— START —

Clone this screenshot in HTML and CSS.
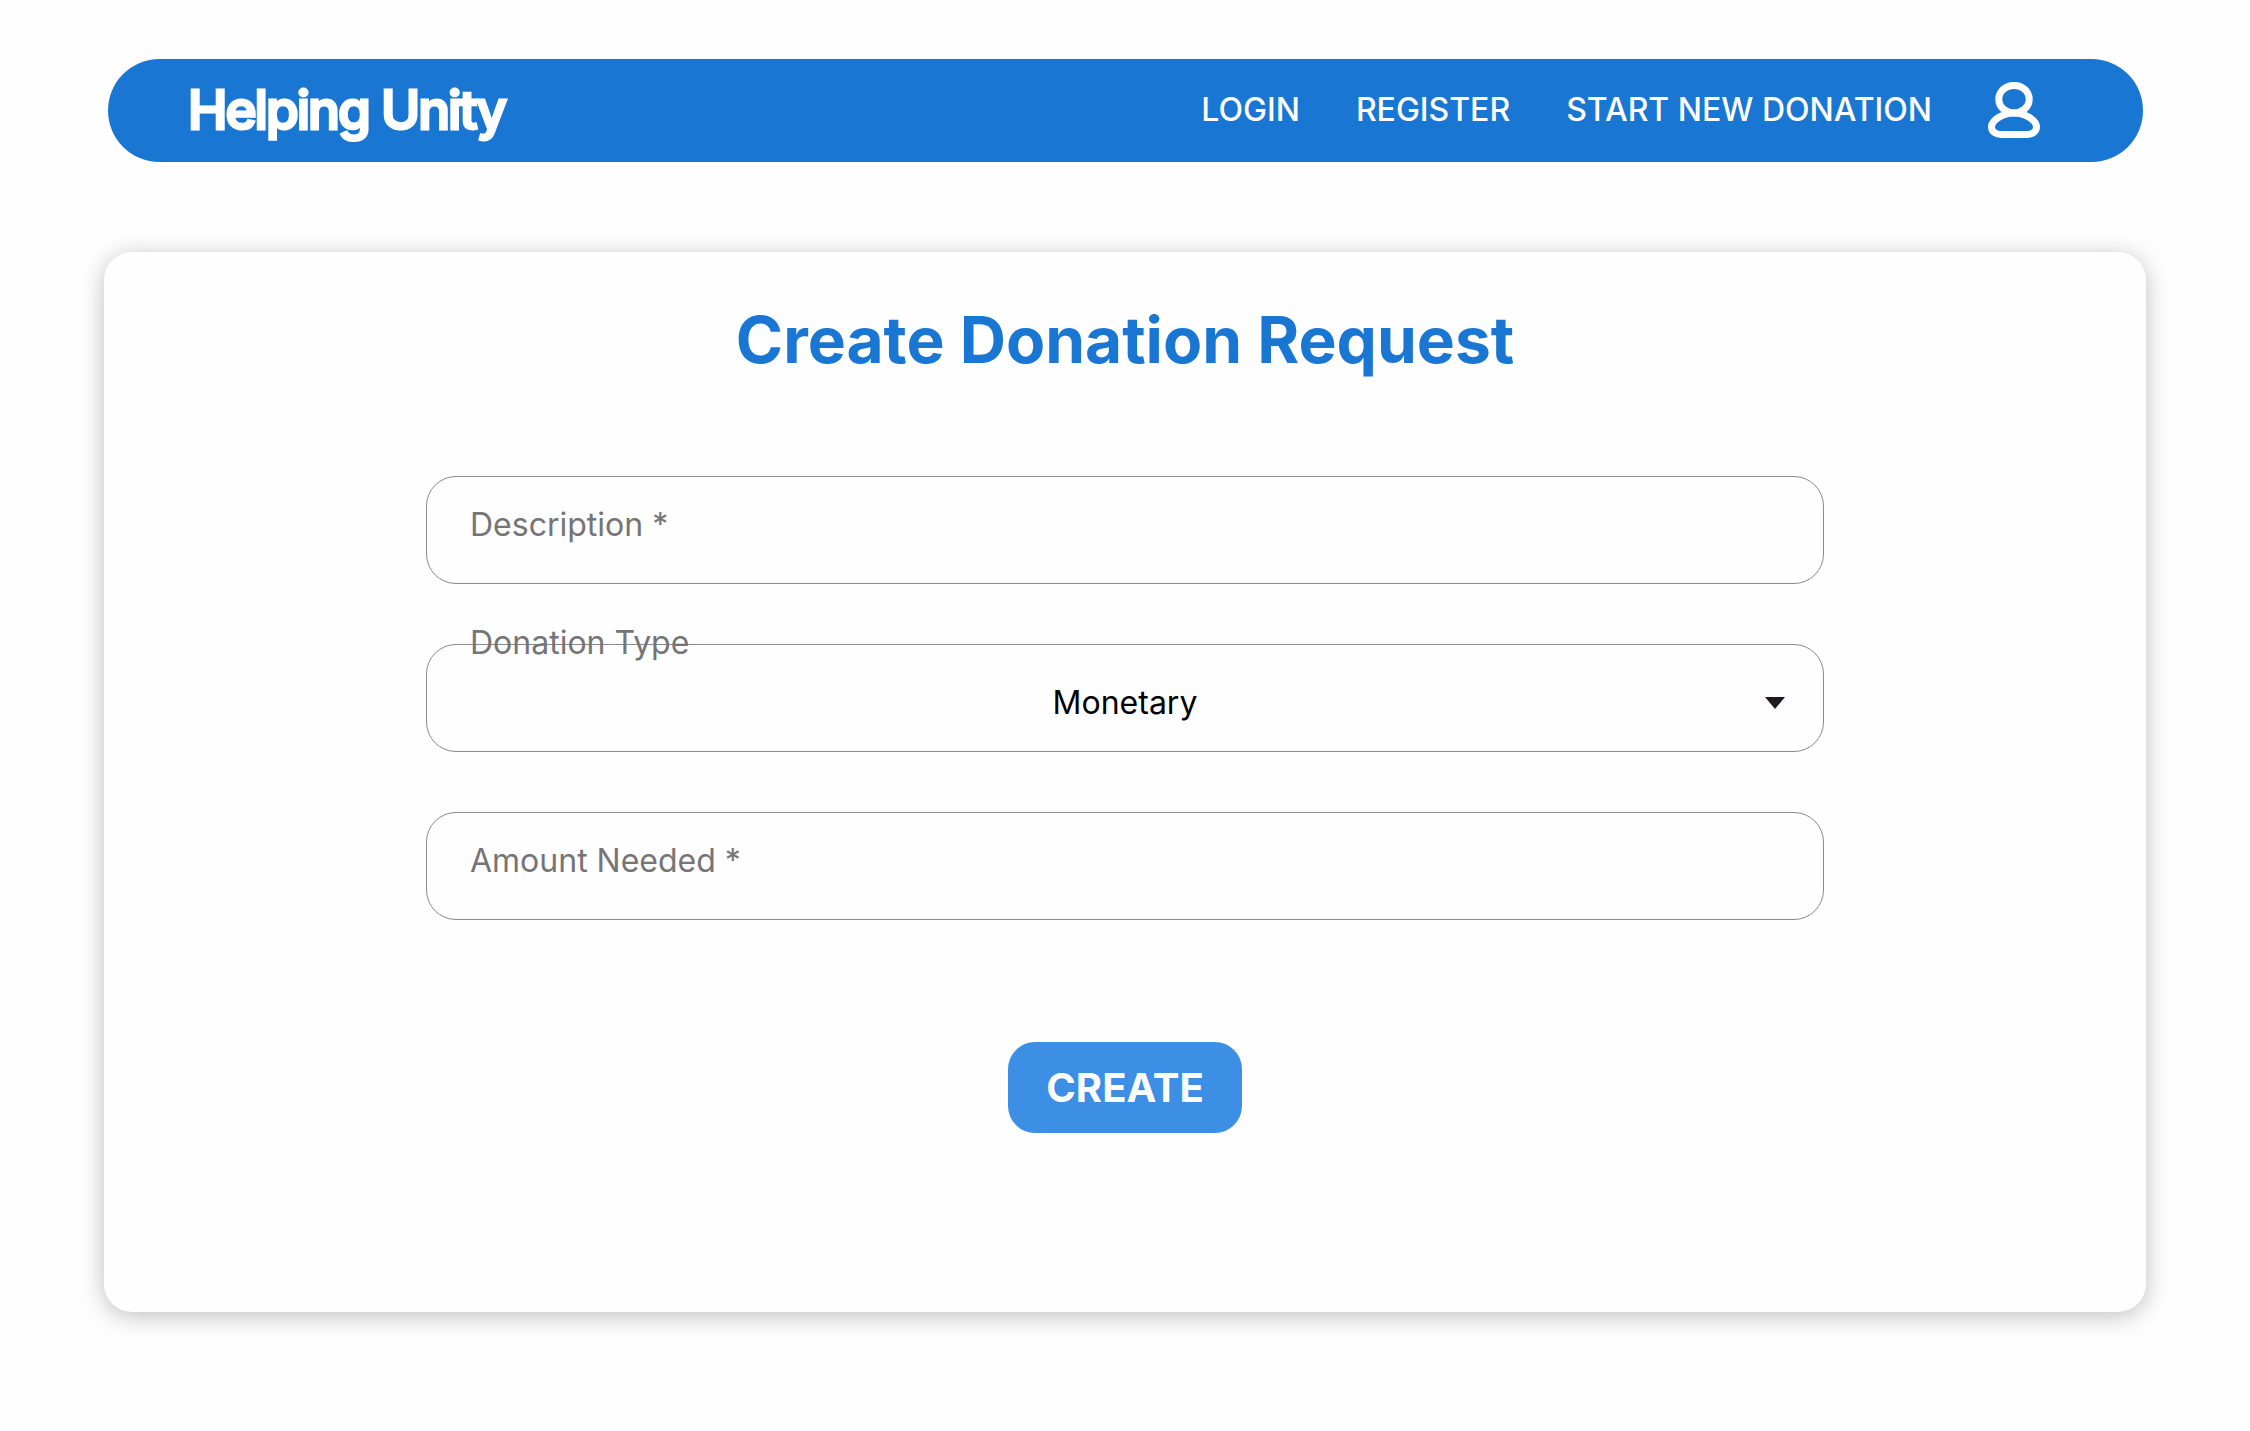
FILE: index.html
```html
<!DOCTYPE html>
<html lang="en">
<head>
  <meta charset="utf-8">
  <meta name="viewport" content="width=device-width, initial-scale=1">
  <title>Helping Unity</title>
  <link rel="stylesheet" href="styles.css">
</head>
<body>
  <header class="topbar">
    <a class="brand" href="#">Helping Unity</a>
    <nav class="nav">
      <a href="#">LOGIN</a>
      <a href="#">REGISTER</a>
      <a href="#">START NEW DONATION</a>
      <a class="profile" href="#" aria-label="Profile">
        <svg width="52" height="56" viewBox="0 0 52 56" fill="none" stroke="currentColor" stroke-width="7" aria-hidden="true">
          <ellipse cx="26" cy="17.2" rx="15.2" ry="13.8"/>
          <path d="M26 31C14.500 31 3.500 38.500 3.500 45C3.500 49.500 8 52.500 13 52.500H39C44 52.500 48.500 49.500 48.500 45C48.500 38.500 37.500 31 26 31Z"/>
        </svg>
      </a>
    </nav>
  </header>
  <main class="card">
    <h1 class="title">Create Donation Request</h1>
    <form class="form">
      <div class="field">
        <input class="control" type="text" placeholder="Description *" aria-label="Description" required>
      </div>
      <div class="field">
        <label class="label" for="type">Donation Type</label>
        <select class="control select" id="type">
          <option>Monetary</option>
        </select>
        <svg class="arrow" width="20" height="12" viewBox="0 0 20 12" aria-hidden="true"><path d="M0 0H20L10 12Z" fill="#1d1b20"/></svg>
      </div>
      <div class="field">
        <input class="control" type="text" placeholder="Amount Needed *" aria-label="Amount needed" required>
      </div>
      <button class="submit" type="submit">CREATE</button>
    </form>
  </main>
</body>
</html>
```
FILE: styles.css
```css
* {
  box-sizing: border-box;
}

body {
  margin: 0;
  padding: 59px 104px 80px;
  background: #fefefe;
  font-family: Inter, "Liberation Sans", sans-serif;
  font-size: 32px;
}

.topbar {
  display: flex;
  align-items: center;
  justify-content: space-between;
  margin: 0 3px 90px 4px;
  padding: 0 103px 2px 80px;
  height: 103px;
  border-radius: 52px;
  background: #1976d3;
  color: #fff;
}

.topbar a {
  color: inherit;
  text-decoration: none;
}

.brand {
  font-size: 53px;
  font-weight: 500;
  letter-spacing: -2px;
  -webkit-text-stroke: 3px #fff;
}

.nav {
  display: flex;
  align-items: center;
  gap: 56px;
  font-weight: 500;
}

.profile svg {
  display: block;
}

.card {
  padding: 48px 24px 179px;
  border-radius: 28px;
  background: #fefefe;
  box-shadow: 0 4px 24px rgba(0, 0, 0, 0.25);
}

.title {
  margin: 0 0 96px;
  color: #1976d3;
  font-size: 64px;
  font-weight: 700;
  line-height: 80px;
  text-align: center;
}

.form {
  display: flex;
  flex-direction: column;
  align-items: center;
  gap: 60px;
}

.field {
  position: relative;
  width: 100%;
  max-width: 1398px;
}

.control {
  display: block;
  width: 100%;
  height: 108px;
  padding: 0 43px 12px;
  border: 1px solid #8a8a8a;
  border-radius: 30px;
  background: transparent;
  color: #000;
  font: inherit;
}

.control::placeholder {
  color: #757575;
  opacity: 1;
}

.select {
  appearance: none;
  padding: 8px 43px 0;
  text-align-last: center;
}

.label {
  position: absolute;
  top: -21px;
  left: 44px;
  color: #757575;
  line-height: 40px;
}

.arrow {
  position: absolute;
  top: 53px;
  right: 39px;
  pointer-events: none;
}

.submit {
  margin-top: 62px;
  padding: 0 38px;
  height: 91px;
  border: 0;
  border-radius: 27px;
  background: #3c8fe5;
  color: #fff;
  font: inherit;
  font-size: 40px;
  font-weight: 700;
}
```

— END —

> [WRITTEN INSTRUCTION]:
Copy out the data above exactly, except the pictures.

> [SOLVED PROBLEM]:
Clone this screenshot in HTML and CSS.
FILE: index.html
```html
<!DOCTYPE html>
<html lang="en">
<head>
  <meta charset="utf-8">
  <meta name="viewport" content="width=device-width, initial-scale=1">
  <title>Helping Unity</title>
  <link rel="stylesheet" href="styles.css">
</head>
<body>
  <header class="topbar">
    <a class="brand" href="#">Helping Unity</a>
    <nav class="nav">
      <a href="#">LOGIN</a>
      <a href="#">REGISTER</a>
      <a href="#">START NEW DONATION</a>
      <a class="profile" href="#" aria-label="Profile">
        <svg width="52" height="56" viewBox="0 0 52 56" fill="none" stroke="currentColor" stroke-width="7" aria-hidden="true">
          <ellipse cx="26" cy="17.2" rx="15.2" ry="13.8"/>
          <path d="M26 31C14.500 31 3.500 38.500 3.500 45C3.500 49.500 8 52.500 13 52.500H39C44 52.500 48.500 49.500 48.500 45C48.500 38.500 37.500 31 26 31Z"/>
        </svg>
      </a>
    </nav>
  </header>
  <main class="card">
    <h1 class="title">Create Donation Request</h1>
    <form class="form">
      <div class="field">
        <input class="control" type="text" placeholder="Description *" aria-label="Description" required>
      </div>
      <div class="field">
        <label class="label" for="type">Donation Type</label>
        <select class="control select" id="type">
          <option>Monetary</option>
        </select>
        <svg class="arrow" width="20" height="12" viewBox="0 0 20 12" aria-hidden="true"><path d="M0 0H20L10 12Z" fill="#1d1b20"/></svg>
      </div>
      <div class="field">
        <input class="control" type="text" placeholder="Amount Needed *" aria-label="Amount needed" required>
      </div>
      <button class="submit" type="submit">CREATE</button>
    </form>
  </main>
</body>
</html>
```
FILE: styles.css
```css
* {
  box-sizing: border-box;
}

body {
  margin: 0;
  padding: 59px 104px 80px;
  background: #fefefe;
  font-family: Inter, "Liberation Sans", sans-serif;
  font-size: 32px;
}

.topbar {
  display: flex;
  align-items: center;
  justify-content: space-between;
  margin: 0 3px 90px 4px;
  padding: 0 103px 2px 80px;
  height: 103px;
  border-radius: 52px;
  background: #1976d3;
  color: #fff;
}

.topbar a {
  color: inherit;
  text-decoration: none;
}

.brand {
  font-size: 53px;
  font-weight: 500;
  letter-spacing: -2px;
  -webkit-text-stroke: 3px #fff;
}

.nav {
  display: flex;
  align-items: center;
  gap: 56px;
  font-weight: 500;
}

.profile svg {
  display: block;
}

.card {
  padding: 48px 24px 179px;
  border-radius: 28px;
  background: #fefefe;
  box-shadow: 0 4px 24px rgba(0, 0, 0, 0.25);
}

.title {
  margin: 0 0 96px;
  color: #1976d3;
  font-size: 64px;
  font-weight: 700;
  line-height: 80px;
  text-align: center;
}

.form {
  display: flex;
  flex-direction: column;
  align-items: center;
  gap: 60px;
}

.field {
  position: relative;
  width: 100%;
  max-width: 1398px;
}

.control {
  display: block;
  width: 100%;
  height: 108px;
  padding: 0 43px 12px;
  border: 1px solid #8a8a8a;
  border-radius: 30px;
  background: transparent;
  color: #000;
  font: inherit;
}

.control::placeholder {
  color: #757575;
  opacity: 1;
}

.select {
  appearance: none;
  padding: 8px 43px 0;
  text-align-last: center;
}

.label {
  position: absolute;
  top: -21px;
  left: 44px;
  color: #757575;
  line-height: 40px;
}

.arrow {
  position: absolute;
  top: 53px;
  right: 39px;
  pointer-events: none;
}

.submit {
  margin-top: 62px;
  padding: 0 38px;
  height: 91px;
  border: 0;
  border-radius: 27px;
  background: #3c8fe5;
  color: #fff;
  font: inherit;
  font-size: 40px;
  font-weight: 700;
}
```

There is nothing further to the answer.